Per farla breve, non è utilizzando il metodo dell’attacco che si otterrà qualcosa di diverso dal contrattacco.

Vuoi aver diritto di parola? Devi sapere cosa dire e come. Non è un’opinione personale, bensì un criterio logico. Di conseguenza, prima di urlare alla dittatura, prima di rendersi simili a un sistema politico che urla ma non spiega, impreca ma non realizza, propaganda ma non onora le promesse, sarebbe necessario e urgente ripensarsi come popolo, come collettività, e non più come tifosi di una squadra piuttosto che sostenitori di un partito politico. La situazione è grave ed è palese. Non elencherò i tanti errori che hanno generato, nel corso degli anni, e che continuano a generare danni a non finire all’economia nazionale. L’ho fatto molte volte e ritengo che la cittadinanza sia in grado, più o meno, di comprendere certi fatti.

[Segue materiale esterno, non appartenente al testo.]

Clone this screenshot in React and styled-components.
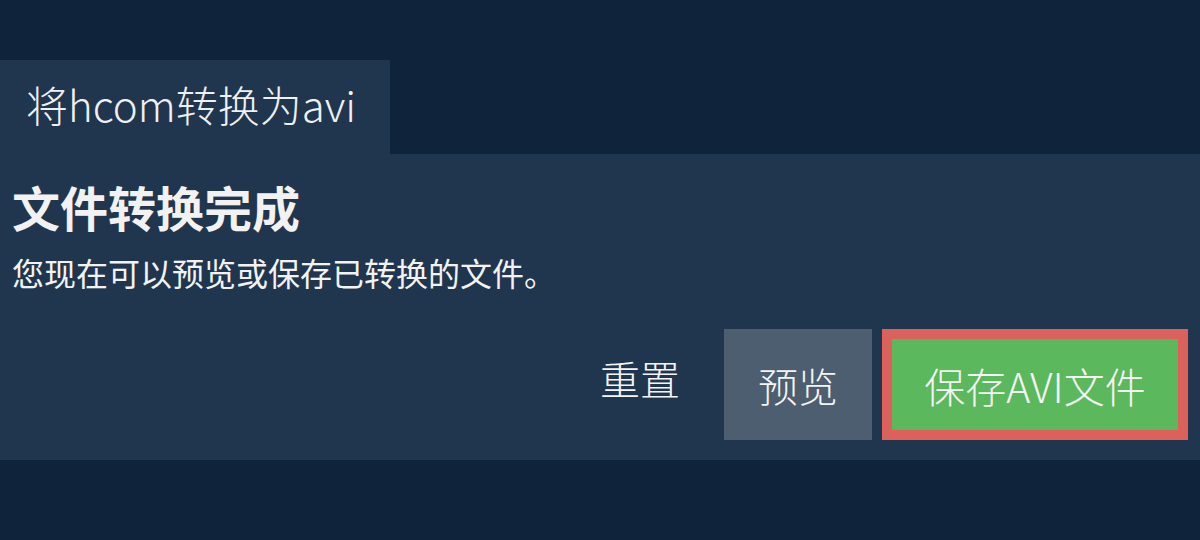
import React from "react";
import styled, { createGlobalStyle } from "styled-components";

const Global = createGlobalStyle`
  html, body { margin: 0; padding: 0; background: #0f233a; }
  body { font-family: "Noto Sans CJK SC", sans-serif; color: #f2f2f2; }
  * { box-sizing: border-box; }
`;

const Page = styled.div`
  width: 1200px;
  height: 540px;
  padding-top: 60px;
  background: #0f233a;
`;

const Tab = styled.div`
  display: inline-flex;
  align-items: center;
  width: 390px;
  height: 94px;
  padding: 0 0 8px 26px;
  background: #20364e;
  font-size: 42px;
  font-family: "Noto Sans CJK SC", sans-serif;
  font-weight: 300;
  color: #eef0f2;
`;

const Panel = styled.section`
  background: #20364e;
  padding: 22px 12px 20px 12px;
`;

const Heading = styled.h1`
  margin: 0;
  font-family: "Noto Sans CJK SC", sans-serif;
  font-size: 48px;
  font-weight: 700;
  line-height: 60px;
  color: #f2f2f2;
`;

const Sub = styled.p`
  margin: 13px 0 0;
  font-family: "Noto Sans CJK SC", sans-serif;
  font-size: 32px;
  line-height: 46px;
  color: #f2f2f2;
`;

const Actions = styled.div`
  display: flex;
  justify-content: flex-end;
  align-items: stretch;
  gap: 10px;
  margin-top: 34px;
  height: 111px;
`;

const Button = styled.button`
  display: flex;
  align-items: center;
  justify-content: center;
  border: ${(p) => (p.$highlight ? "10px solid #dc615c" : "none")};
  background: ${(p) =>
    p.$variant === "primary" ? "#5cb85c" : p.$variant === "muted" ? "#4d5e70" : "transparent"};
  color: #f4f4f4;
  font-family: "Noto Sans CJK SC", sans-serif;
  font-weight: 300;
  font-size: ${(p) => p.$size || 40}px;
  padding: 0;
  padding-bottom: ${(p) => (p.$variant ? 0 : 14)}px;
  width: ${(p) => p.$w}px;
  cursor: pointer;
`;

export default function App() {
  return (
    <>
      <Global />
      <Page>
        <Tab>将hcom转换为avi</Tab>
        <Panel>
          <Heading>文件转换完成</Heading>
          <Sub>您现在可以预览或保存已转换的文件。</Sub>
          <Actions>
            <Button $w={148}>重置</Button>
            <Button $variant="muted" $w={148}>预览</Button>
            <Button $variant="primary" $highlight $size={41} $w={306}>保存AVI文件</Button>
          </Actions>
        </Panel>
      </Page>
    </>
  );
}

Non so cosa accadrà di nuovo a partire da domattina, non so cosa cambierà a conti fatti dopo le elezioni europee. Se la memoria non m’inganna, nulla è mai cambiato in positivo per ciò che riguarda la condizione del popolo, a urne chiuse. La prima cosa che ogni singolo individuo deve metabolizzare come criterio essenziale è questa: non esistono salvatori della patria, in un sistema geopolitico che non ha alcuna intenzione di tornare ai tempi precedenti la crisi economica generata nel 2008.

Attenzione però: il caos epocale a cui stiamo assistendo, non deve far perdere di vista gli obiettivi primari. Non è lasciandosi andare all’esasperazione, alla rabbia, allo sconforto e rispondendo con la violenza verbale o atteggiamenti inconsueti in una società che vogliamo ritenere civile. Se è pur vero che questo periodo verrà ricordato come uno dei più caotici e critici della storia dell’umanità, non perseveriamo nel voler trasformare tutto in una Babilonia del terzo millennio. La soluzione alla crisi la troveremo contrastando questa china.